I found it very interesting what you said about the FOMO and that the phone and social media are designed to do this and keep us wanting more. I feel like I’m constantly looking for the perfect answer, only there is always more than one and then I feel overwhelmed.

I don’t have any hobbies as such but I have plenty of things I could be doing in the house to make it more efficient, more organised and less stressful for everyone. I would love to be able to put my phone down and get on with these tasks. The other day after I read your post I came home and played a game with my daughter for an hour and her little face was so happy. We had a lovely time but ashamed to say I kept thinking how long until I can look at my phone😟
I have not been on facebook since I first posted is the other day and I have to say I do not miss it. I think I can manage without it. But it’s all the other websites I crave, like this one, ones that I think hold the solutions to all my problems. Some nights I’m in bed late at night reading a self help book on my kindle. Then when I wake up I can’t remember anything I’ve read! How can I remember all these great ideas? They just go in and out of my brain so I’m no further forward.

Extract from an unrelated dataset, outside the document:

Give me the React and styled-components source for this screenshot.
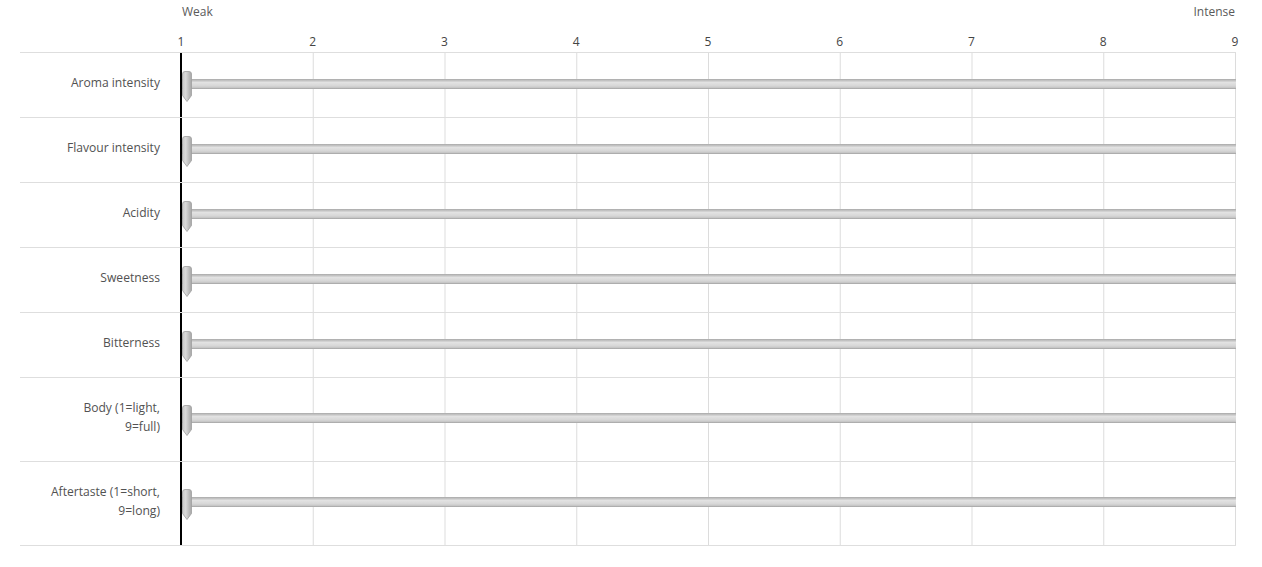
import React from "react";
import styled, { createGlobalStyle } from "styled-components";

const GlobalStyle = createGlobalStyle`
  body {
    margin: 0;
    background: #ffffff;
    font-family: "Open Sans", "Noto Sans", Arial, sans-serif;
    color: #525252;
  }
`;

const Matrix = styled.div`
  width: 1216px;
  padding-left: 20px;
`;

const Header = styled.div`
  display: grid;
  grid-template-columns: 160px 1056px;
  height: 53px;
  border-bottom: 1px solid #dedede;
  box-sizing: border-box;
`;

const Anchors = styled.div`
  display: flex;
  justify-content: space-between;
  padding: 4px 1px 0 2px;
  font-size: 12px;
  line-height: 16px;
  color: #5a5a5a;
`;

const Ticks = styled.div`
  display: flex;
  justify-content: space-between;
  padding: 14px 1px 0 1px;
  font-size: 12px;
  line-height: 16px;
  color: #444;
`;

const Tick = styled.span`
  width: 0;
  display: flex;
  justify-content: center;
  white-space: nowrap;
`;

const Row = styled.div`
  display: grid;
  grid-template-columns: 160px 1056px;
  border-bottom: 1px solid #dedede;
`;

const Label = styled.div`
  padding: 20px 20px 25px 0;
  text-align: right;
  font-size: 12.1px;
  line-height: 19px;
  color: #525252;
`;

const Scale = styled.div`
  display: flex;
  align-items: center;
  border-left: 2px solid #000;
  background-image: linear-gradient(to left, #dcdcdc 1px, transparent 1px);
  background-size: 12.5% 100%;
  background-repeat: repeat-x;
`;

const Track = styled.div`
  position: relative;
  flex: 1;
  height: 10px;
  margin-top: -3px;
  background: linear-gradient(
    #a9a9a9 0%,
    #bdbdbd 12%,
    #e2e2e2 35%,
    #d6d6d6 70%,
    #c4c4c4 88%,
    #9d9d9d 100%
  );
`;

const Handle = styled.svg`
  position: absolute;
  left: 0;
  top: -8px;
  width: 10px;
  height: 31px;
`;

const SliderHandle = ({ id }) => (
  <Handle viewBox="0 0 10 31">
    <defs>
      <linearGradient id={id} x1="0" y1="0" x2="1" y2="0">
        <stop offset="0" stopColor="#c9c9c9" />
        <stop offset="0.35" stopColor="#dadada" />
        <stop offset="1" stopColor="#a6a6a6" />
      </linearGradient>
    </defs>
    <path
      d="M0.5 3 Q0.5 0.5 3 0.5 H7 Q9.5 0.5 9.5 3 V24.5 L5 30.5 L0.5 24.5 Z"
      fill={`url(#${id})`}
      stroke="#a0a0a0"
      strokeWidth="0.8"
    />
  </Handle>
);

const statements = [
  ["Aroma intensity"],
  ["Flavour intensity"],
  ["Acidity"],
  ["Sweetness"],
  ["Bitterness"],
  ["Body (1=light,", "9=full)"],
  ["Aftertaste (1=short,", "9=long)"],
];

export default function App() {
  return (
    <>
      <GlobalStyle />
      <Matrix>
        <Header>
          <div />
          <div>
            <Anchors>
              <span>Weak</span>
              <span>Intense</span>
            </Anchors>
            <Ticks>
              {[1, 2, 3, 4, 5, 6, 7, 8, 9].map((n) => (
                <Tick key={n}>{n}</Tick>
              ))}
            </Ticks>
          </div>
        </Header>
        {statements.map((lines, i) => (
          <Row key={i}>
            <Label>
              {lines.map((l, j) => (
                <div key={j}>{l}</div>
              ))}
            </Label>
            <Scale>
              <Track>
                <SliderHandle id={`handle-grad-${i}`} />
              </Track>
            </Scale>
          </Row>
        ))}
      </Matrix>
    </>
  );
}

*jfrutrx* I totally agree that it sets a bad example for the children. My daughter has said to me before mummy you always like looking at your phone. It makes me feel sad when I see other parents out and about just looking at their phones and ignoring their kids, it looks awful, but that is me, although I don’t do it when I’m out of the house with them. I haven’t tried putting the phone in another room yet, but I will try this although I know I will be constantly thinking about it. I will take a look at that book you suggest but again how can I remember the strategies?

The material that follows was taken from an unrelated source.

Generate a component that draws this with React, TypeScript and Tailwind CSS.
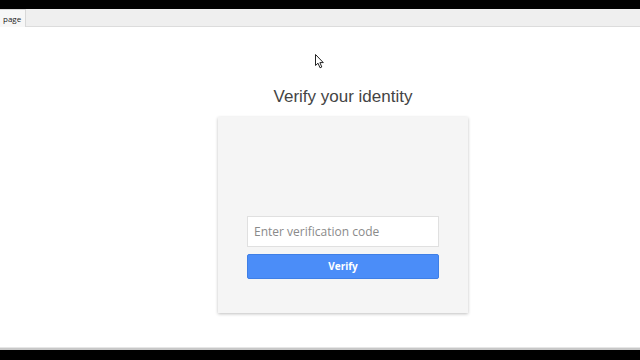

*JadeFlores* you’re right about wanting some downtime when I get home. After work I just want to relax for a bit and looking at my phone is like my little treat, except I can’t limit myself so the treat ends up with me feeling guilty. You’re also right about being overwhelmed by the number of things to do. I look around in despair and never know what job to do first so do nothing and go on my phone! It’s like I go into my own little zone where I don’t have to face the reality of being a responsible wife and mother. Sad I know. I am ashamed and I want to change.

Just want to add that we do spend a lot of time together as a family at weekends although my phone still never leaves my side, so my kids are not neglected. I just feel I could be so much happier if I spent less time on phone as I could use the time to keep on top of tasks so they don’t end up stressing me and the family out.

I will re-read all your suggestions and give them a try. Thank you.